Thankfully George Chetwyn Griffith was a much more accomplished writer than Serviss. Granted, he certainly has his share of melodrama, unrealistic conversations, and objectionable views towards the ethnic characteristics of Martians. Nevertheless, Griffith's background as a journalist prepared him to deliver his forays into Scientific Romance with the pitch of a Jane Austin novel set in space.
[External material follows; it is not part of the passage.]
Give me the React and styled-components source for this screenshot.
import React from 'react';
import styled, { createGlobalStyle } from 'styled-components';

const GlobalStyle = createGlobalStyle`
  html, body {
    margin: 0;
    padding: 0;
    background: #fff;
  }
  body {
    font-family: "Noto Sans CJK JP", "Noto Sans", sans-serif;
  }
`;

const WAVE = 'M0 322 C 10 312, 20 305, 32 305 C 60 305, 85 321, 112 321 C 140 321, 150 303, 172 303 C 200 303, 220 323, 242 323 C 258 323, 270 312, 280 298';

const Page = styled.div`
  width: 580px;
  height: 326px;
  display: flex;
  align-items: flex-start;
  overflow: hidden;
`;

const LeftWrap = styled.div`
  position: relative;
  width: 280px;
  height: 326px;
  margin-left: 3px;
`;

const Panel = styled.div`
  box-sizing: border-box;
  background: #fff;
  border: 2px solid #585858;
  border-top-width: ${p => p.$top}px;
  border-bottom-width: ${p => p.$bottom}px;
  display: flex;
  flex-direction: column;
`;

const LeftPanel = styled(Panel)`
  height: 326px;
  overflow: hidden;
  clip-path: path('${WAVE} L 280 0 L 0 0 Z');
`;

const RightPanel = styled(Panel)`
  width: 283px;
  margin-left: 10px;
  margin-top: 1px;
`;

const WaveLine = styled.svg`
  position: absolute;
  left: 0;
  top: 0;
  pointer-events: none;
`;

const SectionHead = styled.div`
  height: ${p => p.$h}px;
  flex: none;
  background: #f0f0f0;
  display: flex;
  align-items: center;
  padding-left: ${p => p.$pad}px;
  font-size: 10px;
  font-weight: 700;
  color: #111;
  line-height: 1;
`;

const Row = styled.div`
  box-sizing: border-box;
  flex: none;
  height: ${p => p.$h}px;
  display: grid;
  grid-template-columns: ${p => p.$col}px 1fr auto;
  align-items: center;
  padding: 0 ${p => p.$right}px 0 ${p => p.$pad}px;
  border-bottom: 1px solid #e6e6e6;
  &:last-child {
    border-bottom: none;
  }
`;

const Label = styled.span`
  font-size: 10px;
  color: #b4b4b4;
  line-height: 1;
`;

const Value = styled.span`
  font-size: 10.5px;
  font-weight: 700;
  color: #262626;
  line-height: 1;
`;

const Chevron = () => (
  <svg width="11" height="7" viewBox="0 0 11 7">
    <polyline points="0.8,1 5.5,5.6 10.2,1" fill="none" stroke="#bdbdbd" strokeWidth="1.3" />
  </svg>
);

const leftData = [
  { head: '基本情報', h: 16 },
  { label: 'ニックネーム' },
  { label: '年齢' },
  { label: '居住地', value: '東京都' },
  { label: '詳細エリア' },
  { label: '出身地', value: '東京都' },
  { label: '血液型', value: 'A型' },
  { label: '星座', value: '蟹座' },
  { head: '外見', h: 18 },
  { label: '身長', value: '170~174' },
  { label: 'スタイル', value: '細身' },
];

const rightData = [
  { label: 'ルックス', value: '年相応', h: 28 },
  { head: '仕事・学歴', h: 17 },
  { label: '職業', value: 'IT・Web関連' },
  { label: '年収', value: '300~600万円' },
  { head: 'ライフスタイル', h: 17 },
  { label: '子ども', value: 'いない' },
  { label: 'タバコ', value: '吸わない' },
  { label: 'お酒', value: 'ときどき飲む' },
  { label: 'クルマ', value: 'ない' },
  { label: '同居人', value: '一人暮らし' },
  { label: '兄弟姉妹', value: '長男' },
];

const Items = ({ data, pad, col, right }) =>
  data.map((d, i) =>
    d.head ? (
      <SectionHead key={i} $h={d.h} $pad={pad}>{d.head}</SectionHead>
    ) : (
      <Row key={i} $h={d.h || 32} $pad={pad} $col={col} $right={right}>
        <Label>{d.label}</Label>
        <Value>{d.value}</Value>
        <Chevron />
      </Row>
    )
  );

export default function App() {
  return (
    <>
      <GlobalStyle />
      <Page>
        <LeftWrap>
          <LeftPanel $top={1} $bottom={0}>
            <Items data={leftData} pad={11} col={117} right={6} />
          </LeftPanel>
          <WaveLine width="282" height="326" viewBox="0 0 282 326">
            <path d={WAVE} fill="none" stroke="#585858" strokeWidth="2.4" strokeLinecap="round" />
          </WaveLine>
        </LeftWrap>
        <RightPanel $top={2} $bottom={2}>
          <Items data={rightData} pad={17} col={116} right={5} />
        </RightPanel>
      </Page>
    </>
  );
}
For your consideration, this extended excerpt from the opening chapter of A Honeymoon in Space, in which "the tall athletic figure and the regular-featured, bronzed, honest English face" of Rollo Lenox Smeaton Aubrey, Earl of Redgrave, Baron Smeaton in the Peerage of England, and Viscount Aubrey in the Peerage of Ireland, appears in his flying machine to whisk Miss Lilla Zaidie Rennick and her chaperone away from a trans-Atlantic steamer to an arranged marriage of economic convenience…
Mrs. Van Stuyler was shaking in every muscle, afflicted by a sort of St. Vitus' dance induced by physical fear and outraged propriety. Quite apart from these, however, she experienced a third sensation which made for a nameless inquietude. She was a woman of the world, well versed in most of its ways, and she fully recognised that that single bound from the bridge-rail of the St. Louis to the other side of the clouds had already carried her and her charge beyond the pale of human law…"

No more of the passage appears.